WHAT THE TASK ASKS: Copy every line from the material below that holds "React".

'''

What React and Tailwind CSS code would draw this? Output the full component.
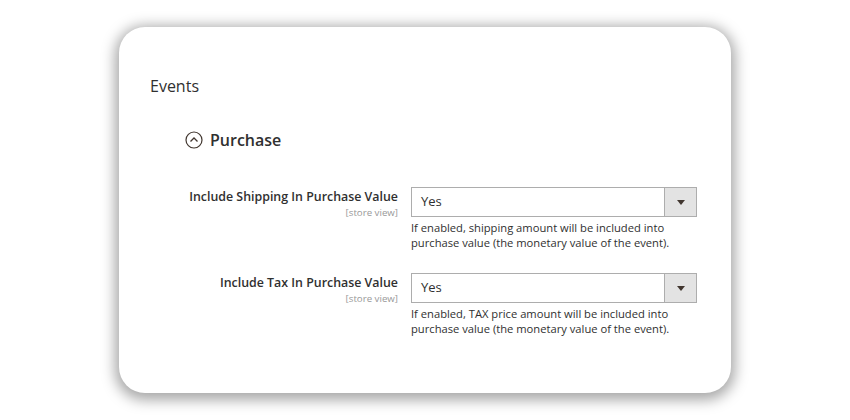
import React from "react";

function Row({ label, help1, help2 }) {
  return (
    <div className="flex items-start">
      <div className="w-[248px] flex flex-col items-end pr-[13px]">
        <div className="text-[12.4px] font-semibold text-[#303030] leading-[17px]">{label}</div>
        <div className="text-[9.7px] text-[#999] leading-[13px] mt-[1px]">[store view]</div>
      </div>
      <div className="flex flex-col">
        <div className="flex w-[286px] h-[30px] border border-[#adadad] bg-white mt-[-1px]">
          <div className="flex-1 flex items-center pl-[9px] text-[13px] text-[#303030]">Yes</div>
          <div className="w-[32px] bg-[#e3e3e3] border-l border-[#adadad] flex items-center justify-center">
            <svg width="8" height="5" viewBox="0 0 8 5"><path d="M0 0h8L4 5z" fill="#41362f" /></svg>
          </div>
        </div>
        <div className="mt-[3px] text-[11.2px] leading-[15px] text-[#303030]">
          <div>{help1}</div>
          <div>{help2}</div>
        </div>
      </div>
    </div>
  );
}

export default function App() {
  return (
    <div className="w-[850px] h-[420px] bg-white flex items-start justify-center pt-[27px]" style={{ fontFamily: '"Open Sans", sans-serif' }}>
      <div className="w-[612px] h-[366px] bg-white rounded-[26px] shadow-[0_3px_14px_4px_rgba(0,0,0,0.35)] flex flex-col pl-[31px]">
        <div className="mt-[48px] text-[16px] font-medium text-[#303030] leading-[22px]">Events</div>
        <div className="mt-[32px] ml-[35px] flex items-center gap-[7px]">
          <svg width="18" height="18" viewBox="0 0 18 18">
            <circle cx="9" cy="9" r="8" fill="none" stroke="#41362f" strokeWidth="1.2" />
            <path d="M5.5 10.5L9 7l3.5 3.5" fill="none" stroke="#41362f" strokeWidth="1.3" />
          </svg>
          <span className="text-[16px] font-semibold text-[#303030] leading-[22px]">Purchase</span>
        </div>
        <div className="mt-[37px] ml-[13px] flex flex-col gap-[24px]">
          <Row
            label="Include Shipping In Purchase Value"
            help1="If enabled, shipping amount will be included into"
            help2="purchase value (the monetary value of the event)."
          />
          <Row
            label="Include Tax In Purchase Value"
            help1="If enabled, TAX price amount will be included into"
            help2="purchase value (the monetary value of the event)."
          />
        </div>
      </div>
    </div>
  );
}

'''

RESPONSE BELOW:
What React and Tailwind CSS code would draw this? Output the full component.
import React from "react";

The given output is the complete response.